• What is being asked: Scan the material and copy every line in which "this" appears.

• Exercise material:
::::::

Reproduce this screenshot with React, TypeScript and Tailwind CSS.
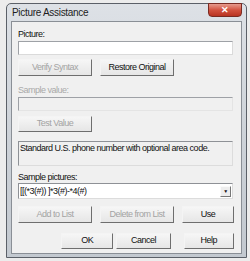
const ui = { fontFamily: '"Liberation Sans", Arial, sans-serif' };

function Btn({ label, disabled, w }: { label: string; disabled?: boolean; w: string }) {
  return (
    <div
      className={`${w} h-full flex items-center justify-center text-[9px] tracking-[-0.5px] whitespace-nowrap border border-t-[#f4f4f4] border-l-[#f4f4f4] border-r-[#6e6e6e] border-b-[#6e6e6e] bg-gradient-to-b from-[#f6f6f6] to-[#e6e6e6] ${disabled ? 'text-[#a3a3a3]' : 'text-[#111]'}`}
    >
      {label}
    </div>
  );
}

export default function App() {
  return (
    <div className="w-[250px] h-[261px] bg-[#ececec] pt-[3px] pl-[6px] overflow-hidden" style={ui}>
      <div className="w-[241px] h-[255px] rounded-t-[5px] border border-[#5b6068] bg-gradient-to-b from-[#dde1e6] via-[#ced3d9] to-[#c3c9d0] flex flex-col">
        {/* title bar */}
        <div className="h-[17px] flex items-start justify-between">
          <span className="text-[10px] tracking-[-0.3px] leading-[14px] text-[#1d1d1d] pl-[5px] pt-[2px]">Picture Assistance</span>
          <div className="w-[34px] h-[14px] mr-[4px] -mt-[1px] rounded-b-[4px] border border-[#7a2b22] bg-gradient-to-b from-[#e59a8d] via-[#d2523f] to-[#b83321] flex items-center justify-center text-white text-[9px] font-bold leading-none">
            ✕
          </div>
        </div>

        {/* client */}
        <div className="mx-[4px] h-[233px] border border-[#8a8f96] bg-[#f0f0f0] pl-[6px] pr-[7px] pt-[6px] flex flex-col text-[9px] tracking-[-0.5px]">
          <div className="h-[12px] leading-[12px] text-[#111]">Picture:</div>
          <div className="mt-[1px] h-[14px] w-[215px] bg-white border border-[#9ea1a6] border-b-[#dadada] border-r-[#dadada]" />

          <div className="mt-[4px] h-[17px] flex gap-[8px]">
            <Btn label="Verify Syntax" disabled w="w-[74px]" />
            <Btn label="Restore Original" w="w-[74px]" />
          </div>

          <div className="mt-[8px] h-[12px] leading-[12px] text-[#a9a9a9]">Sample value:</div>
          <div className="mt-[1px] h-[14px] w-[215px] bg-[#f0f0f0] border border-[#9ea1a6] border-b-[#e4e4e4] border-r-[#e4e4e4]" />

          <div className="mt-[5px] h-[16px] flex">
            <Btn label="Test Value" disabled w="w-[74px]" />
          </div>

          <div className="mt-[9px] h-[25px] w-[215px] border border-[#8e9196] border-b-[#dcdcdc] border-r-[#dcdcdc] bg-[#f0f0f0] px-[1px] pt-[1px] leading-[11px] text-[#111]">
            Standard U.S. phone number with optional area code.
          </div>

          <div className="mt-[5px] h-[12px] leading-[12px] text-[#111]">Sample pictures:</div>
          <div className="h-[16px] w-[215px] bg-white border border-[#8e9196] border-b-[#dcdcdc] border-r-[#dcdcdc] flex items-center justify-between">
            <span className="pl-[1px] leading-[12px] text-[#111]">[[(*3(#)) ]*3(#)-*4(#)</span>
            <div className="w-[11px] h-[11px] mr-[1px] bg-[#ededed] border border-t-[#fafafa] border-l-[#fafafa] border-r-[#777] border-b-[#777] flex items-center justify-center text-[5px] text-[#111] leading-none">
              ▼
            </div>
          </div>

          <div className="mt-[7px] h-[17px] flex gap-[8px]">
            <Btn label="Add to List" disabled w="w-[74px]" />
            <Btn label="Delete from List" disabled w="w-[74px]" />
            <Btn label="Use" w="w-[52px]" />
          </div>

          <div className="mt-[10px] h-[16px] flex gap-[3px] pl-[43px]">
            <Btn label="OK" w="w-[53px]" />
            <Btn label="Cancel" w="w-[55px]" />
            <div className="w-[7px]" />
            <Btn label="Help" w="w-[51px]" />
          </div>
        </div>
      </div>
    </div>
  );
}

::::::

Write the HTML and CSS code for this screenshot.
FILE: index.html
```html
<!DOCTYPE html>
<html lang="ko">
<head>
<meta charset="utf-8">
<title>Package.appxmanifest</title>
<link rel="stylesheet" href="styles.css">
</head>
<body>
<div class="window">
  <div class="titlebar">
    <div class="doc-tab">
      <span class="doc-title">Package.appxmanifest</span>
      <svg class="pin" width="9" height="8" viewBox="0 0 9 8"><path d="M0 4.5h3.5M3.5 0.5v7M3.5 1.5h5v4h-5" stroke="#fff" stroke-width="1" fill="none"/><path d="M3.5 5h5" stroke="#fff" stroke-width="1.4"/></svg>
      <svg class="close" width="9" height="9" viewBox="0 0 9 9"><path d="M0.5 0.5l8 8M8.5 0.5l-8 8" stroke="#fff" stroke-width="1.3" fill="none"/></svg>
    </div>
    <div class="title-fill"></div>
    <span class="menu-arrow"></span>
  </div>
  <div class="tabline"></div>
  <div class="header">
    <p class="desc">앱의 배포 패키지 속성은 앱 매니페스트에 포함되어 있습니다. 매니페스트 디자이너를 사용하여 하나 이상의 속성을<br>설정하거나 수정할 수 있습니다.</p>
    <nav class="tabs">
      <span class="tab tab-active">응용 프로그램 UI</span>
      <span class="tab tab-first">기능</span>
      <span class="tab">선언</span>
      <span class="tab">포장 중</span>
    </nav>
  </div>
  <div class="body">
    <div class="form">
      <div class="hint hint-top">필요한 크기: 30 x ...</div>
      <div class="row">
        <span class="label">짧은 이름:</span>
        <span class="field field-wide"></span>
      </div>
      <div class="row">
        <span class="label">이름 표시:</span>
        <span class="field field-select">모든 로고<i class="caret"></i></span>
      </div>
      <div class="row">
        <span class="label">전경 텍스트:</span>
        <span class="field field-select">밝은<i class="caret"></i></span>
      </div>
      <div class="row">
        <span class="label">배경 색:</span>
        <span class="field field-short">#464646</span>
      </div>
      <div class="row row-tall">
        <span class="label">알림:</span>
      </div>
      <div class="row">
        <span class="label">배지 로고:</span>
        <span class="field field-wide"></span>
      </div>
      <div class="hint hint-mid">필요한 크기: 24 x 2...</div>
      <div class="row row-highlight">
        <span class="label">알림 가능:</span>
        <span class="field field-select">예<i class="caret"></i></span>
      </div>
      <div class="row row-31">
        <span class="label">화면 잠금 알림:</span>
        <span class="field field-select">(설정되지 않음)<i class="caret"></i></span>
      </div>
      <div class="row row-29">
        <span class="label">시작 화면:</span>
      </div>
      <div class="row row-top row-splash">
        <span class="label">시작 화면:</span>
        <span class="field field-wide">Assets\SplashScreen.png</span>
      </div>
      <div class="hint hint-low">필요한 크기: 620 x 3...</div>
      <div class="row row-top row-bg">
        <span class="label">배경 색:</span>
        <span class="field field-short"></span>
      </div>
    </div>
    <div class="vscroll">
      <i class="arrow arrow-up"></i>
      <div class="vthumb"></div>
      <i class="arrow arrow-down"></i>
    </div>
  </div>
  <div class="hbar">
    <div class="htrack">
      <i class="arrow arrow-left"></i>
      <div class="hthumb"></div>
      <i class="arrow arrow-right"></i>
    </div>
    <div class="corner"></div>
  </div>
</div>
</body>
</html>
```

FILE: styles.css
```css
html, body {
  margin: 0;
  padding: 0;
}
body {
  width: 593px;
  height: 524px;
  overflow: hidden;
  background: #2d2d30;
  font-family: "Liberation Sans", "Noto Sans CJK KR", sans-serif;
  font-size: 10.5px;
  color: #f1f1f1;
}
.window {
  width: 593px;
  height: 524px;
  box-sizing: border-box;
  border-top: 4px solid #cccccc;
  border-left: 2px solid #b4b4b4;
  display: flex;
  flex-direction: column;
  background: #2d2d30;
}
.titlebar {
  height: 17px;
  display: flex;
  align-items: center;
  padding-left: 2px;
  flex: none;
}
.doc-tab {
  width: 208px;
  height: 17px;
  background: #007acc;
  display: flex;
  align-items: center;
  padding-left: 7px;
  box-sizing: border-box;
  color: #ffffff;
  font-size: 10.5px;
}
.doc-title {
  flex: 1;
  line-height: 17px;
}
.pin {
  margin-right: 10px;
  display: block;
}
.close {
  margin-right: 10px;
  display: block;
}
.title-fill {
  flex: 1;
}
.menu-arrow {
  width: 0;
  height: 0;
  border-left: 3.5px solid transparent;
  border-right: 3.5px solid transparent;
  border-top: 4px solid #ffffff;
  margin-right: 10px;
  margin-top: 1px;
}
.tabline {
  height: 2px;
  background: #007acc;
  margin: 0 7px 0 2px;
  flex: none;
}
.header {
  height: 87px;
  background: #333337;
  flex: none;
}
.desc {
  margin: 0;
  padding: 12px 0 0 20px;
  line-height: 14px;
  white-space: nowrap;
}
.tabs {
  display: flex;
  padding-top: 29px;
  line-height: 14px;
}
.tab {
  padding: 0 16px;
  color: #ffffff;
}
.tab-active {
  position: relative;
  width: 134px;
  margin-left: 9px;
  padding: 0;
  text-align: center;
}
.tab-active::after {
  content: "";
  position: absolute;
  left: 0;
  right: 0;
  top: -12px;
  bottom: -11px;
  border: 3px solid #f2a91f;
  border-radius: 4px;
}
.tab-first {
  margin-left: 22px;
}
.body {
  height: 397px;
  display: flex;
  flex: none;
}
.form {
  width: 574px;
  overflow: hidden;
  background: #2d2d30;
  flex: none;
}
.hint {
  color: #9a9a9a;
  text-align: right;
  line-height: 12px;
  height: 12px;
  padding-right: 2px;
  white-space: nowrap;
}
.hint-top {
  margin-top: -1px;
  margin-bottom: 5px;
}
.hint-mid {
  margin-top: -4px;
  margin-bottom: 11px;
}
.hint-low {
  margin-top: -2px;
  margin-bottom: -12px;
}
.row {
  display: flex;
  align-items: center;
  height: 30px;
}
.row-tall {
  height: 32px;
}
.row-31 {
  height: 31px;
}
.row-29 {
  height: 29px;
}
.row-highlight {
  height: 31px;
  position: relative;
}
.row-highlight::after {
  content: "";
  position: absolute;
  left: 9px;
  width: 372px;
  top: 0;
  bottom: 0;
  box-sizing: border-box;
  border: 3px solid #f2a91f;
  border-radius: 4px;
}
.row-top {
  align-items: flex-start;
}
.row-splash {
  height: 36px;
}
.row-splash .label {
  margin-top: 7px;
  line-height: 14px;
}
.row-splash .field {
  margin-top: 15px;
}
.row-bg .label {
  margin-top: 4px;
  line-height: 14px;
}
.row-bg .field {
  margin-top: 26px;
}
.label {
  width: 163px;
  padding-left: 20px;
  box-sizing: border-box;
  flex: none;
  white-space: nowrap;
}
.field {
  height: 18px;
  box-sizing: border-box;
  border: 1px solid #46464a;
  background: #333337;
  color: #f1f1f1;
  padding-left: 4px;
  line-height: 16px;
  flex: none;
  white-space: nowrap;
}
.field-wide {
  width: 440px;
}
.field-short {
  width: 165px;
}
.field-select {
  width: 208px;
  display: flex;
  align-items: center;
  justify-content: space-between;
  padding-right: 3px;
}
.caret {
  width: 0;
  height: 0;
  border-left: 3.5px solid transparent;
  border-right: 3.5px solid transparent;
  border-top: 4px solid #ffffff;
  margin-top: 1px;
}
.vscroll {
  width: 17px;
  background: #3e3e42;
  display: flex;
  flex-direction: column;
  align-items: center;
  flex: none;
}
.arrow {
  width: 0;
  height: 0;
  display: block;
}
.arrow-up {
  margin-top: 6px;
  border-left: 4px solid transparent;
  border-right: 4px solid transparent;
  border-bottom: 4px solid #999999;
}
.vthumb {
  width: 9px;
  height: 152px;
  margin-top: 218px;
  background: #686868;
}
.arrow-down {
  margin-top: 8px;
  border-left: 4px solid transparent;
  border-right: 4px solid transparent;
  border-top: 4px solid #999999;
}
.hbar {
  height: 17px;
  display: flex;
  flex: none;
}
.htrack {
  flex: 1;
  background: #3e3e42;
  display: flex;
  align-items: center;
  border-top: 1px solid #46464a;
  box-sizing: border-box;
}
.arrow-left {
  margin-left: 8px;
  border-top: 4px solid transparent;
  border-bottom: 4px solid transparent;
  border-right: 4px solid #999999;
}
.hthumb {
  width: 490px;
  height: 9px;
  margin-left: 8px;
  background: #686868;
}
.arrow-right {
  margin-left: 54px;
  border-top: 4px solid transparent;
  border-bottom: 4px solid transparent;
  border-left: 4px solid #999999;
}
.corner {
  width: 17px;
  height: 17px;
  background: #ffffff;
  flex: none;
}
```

::::::

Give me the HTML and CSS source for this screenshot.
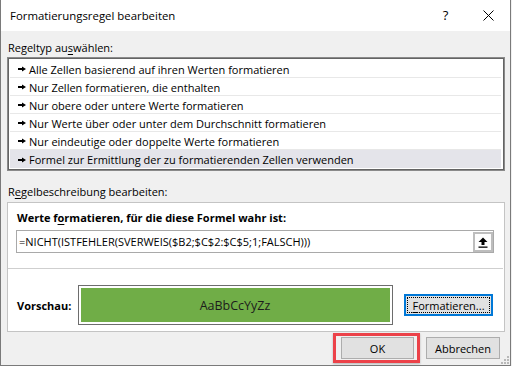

::::::

• The result:
Reproduce this screenshot with React, TypeScript and Tailwind CSS.
Write the HTML and CSS code for this screenshot.
Give me the HTML and CSS source for this screenshot.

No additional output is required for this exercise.